In 1912, astronomer Henrietta Swan Leavitt found that the brighter a Cepheid was, the slower it would flicker, enabling astronomers to measure a star's absolute brightness, and therefore gauge its distance.

It was a landmark discovery that transformed Cepheids into abundant "standard candles" to measure the universe's immense scale. By stringing observations of pulsating Cepheids together, astronomers can construct cosmic distance ladders, with each rung taking them a step back into the past.

"It's one of the most accurate means that astronomers have today for measuring distances," Wendy Freedman, an astrophysicist at the University of Chicago, told Live Science.

To build a distance ladder, astronomers construct the first rung by choosing nearby Cepheids and cross-checking their distance based on pulsating light to that found by geometry.
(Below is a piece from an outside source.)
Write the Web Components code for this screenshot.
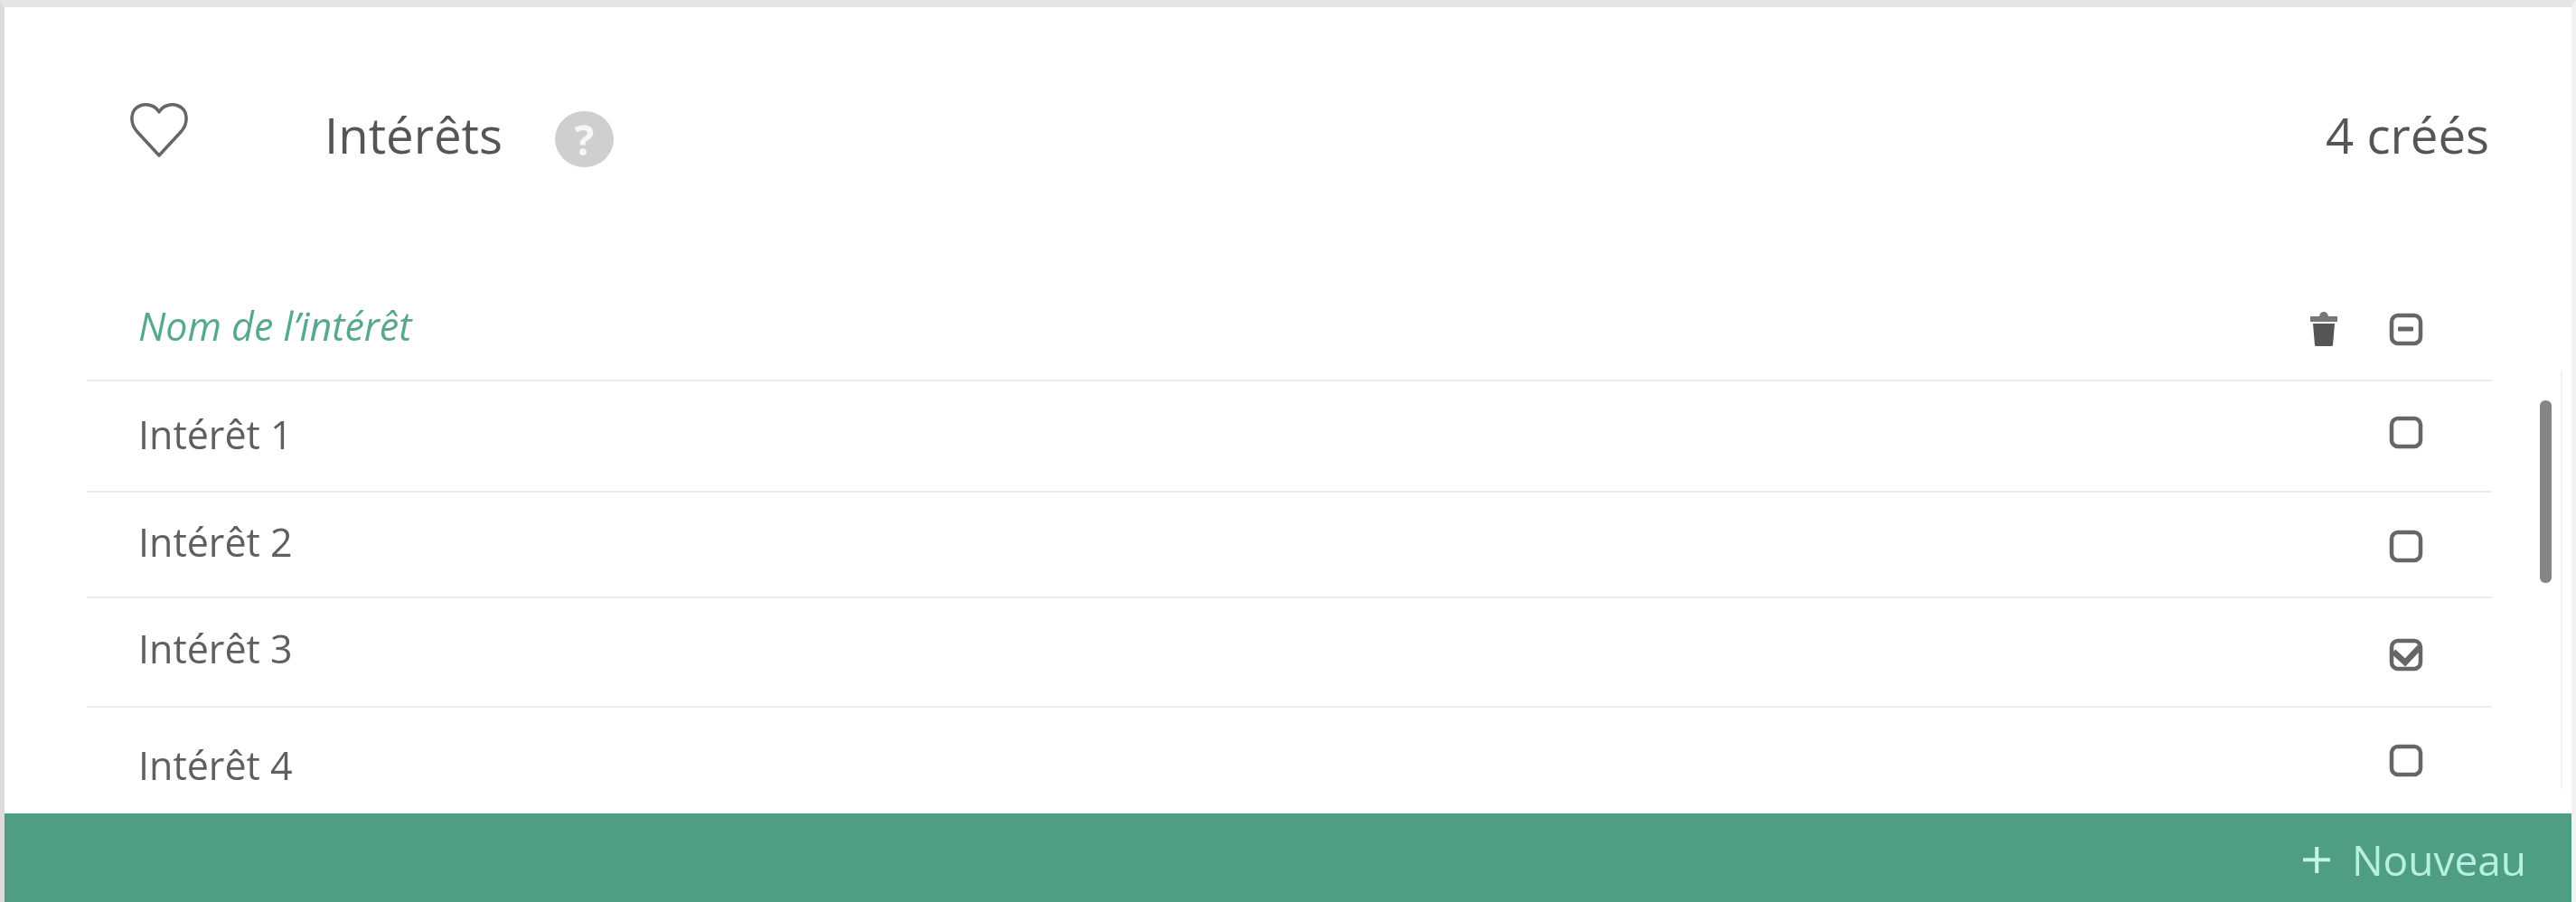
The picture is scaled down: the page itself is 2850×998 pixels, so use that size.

The next rungs are added using Cepheid readings alone.


RS Puppis, a Cepheid star located 6,000 light-years away in the constellation Puppis and imaged by the Hubble Space Telescope..

Then, astronomers look at the distances of the stars and supernovas on each rung and compare how much their light has been redshifted (stretched out to longer, redder wavelengths) as the universe expands.

This gives a precise measurement of the Hubble constant. In 2019, the method was used by Riess and his collaborators, who trained the Hubble Space Telescope on one of the Milky Way's closest neighbors, the Large Magellanic Cloud.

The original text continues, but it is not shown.